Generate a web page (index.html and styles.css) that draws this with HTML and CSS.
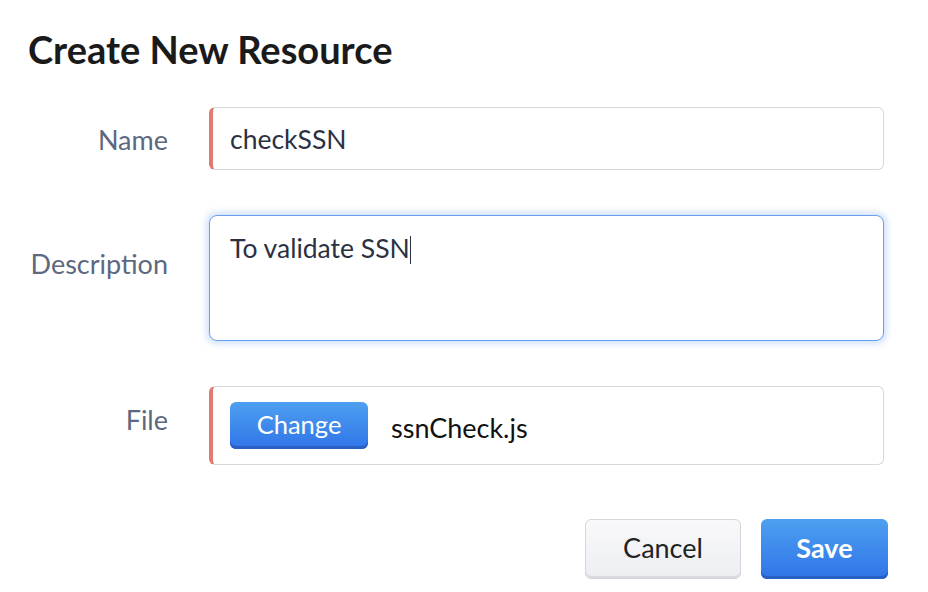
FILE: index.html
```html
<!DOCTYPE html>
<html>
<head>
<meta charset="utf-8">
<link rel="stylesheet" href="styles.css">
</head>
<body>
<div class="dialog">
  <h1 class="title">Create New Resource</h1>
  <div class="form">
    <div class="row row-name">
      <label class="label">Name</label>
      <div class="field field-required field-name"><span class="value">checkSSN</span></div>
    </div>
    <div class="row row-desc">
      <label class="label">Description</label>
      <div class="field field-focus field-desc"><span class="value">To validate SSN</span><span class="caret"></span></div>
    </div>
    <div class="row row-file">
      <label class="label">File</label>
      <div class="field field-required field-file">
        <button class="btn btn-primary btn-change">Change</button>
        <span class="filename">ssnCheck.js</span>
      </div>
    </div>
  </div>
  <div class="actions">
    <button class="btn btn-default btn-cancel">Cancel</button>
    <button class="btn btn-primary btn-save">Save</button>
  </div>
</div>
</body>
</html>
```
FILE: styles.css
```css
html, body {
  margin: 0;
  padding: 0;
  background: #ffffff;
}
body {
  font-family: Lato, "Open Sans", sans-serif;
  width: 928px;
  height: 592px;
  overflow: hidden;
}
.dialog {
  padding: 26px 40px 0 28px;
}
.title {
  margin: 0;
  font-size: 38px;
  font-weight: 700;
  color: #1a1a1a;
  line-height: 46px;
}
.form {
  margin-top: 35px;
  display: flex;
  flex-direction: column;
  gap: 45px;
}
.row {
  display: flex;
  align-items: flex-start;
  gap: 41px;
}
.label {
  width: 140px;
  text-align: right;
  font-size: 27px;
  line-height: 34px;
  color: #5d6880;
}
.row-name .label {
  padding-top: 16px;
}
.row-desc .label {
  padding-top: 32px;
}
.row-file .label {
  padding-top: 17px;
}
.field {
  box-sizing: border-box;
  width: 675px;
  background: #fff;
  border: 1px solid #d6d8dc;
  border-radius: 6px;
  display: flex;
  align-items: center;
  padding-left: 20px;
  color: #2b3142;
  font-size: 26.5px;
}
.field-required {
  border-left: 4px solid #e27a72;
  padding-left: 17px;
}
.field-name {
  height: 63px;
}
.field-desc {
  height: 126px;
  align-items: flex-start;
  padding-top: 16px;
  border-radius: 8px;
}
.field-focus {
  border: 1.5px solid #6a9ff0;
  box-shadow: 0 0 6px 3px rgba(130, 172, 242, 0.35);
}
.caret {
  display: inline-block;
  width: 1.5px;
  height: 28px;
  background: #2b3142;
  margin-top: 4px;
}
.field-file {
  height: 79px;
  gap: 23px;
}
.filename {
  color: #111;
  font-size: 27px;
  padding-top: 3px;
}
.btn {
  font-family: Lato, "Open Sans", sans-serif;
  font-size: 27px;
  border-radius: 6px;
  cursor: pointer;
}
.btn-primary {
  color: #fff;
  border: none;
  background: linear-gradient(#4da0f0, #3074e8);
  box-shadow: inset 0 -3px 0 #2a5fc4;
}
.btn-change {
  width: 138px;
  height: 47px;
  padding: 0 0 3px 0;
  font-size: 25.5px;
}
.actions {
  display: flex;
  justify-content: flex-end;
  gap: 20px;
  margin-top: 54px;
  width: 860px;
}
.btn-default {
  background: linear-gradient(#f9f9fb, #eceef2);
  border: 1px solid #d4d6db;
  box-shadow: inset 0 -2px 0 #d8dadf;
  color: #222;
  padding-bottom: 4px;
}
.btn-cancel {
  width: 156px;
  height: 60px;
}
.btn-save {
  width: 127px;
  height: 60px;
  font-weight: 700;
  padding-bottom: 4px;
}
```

#### Directions for this task:
Except for the pictures, copy the material above exactly.

#### Result of the exercise:
Generate a web page (index.html and styles.css) that draws this with HTML and CSS.
FILE: index.html
```html
<!DOCTYPE html>
<html>
<head>
<meta charset="utf-8">
<link rel="stylesheet" href="styles.css">
</head>
<body>
<div class="dialog">
  <h1 class="title">Create New Resource</h1>
  <div class="form">
    <div class="row row-name">
      <label class="label">Name</label>
      <div class="field field-required field-name"><span class="value">checkSSN</span></div>
    </div>
    <div class="row row-desc">
      <label class="label">Description</label>
      <div class="field field-focus field-desc"><span class="value">To validate SSN</span><span class="caret"></span></div>
    </div>
    <div class="row row-file">
      <label class="label">File</label>
      <div class="field field-required field-file">
        <button class="btn btn-primary btn-change">Change</button>
        <span class="filename">ssnCheck.js</span>
      </div>
    </div>
  </div>
  <div class="actions">
    <button class="btn btn-default btn-cancel">Cancel</button>
    <button class="btn btn-primary btn-save">Save</button>
  </div>
</div>
</body>
</html>
```
FILE: styles.css
```css
html, body {
  margin: 0;
  padding: 0;
  background: #ffffff;
}
body {
  font-family: Lato, "Open Sans", sans-serif;
  width: 928px;
  height: 592px;
  overflow: hidden;
}
.dialog {
  padding: 26px 40px 0 28px;
}
.title {
  margin: 0;
  font-size: 38px;
  font-weight: 700;
  color: #1a1a1a;
  line-height: 46px;
}
.form {
  margin-top: 35px;
  display: flex;
  flex-direction: column;
  gap: 45px;
}
.row {
  display: flex;
  align-items: flex-start;
  gap: 41px;
}
.label {
  width: 140px;
  text-align: right;
  font-size: 27px;
  line-height: 34px;
  color: #5d6880;
}
.row-name .label {
  padding-top: 16px;
}
.row-desc .label {
  padding-top: 32px;
}
.row-file .label {
  padding-top: 17px;
}
.field {
  box-sizing: border-box;
  width: 675px;
  background: #fff;
  border: 1px solid #d6d8dc;
  border-radius: 6px;
  display: flex;
  align-items: center;
  padding-left: 20px;
  color: #2b3142;
  font-size: 26.5px;
}
.field-required {
  border-left: 4px solid #e27a72;
  padding-left: 17px;
}
.field-name {
  height: 63px;
}
.field-desc {
  height: 126px;
  align-items: flex-start;
  padding-top: 16px;
  border-radius: 8px;
}
.field-focus {
  border: 1.5px solid #6a9ff0;
  box-shadow: 0 0 6px 3px rgba(130, 172, 242, 0.35);
}
.caret {
  display: inline-block;
  width: 1.5px;
  height: 28px;
  background: #2b3142;
  margin-top: 4px;
}
.field-file {
  height: 79px;
  gap: 23px;
}
.filename {
  color: #111;
  font-size: 27px;
  padding-top: 3px;
}
.btn {
  font-family: Lato, "Open Sans", sans-serif;
  font-size: 27px;
  border-radius: 6px;
  cursor: pointer;
}
.btn-primary {
  color: #fff;
  border: none;
  background: linear-gradient(#4da0f0, #3074e8);
  box-shadow: inset 0 -3px 0 #2a5fc4;
}
.btn-change {
  width: 138px;
  height: 47px;
  padding: 0 0 3px 0;
  font-size: 25.5px;
}
.actions {
  display: flex;
  justify-content: flex-end;
  gap: 20px;
  margin-top: 54px;
  width: 860px;
}
.btn-default {
  background: linear-gradient(#f9f9fb, #eceef2);
  border: 1px solid #d4d6db;
  box-shadow: inset 0 -2px 0 #d8dadf;
  color: #222;
  padding-bottom: 4px;
}
.btn-cancel {
  width: 156px;
  height: 60px;
}
.btn-save {
  width: 127px;
  height: 60px;
  font-weight: 700;
  padding-bottom: 4px;
}
```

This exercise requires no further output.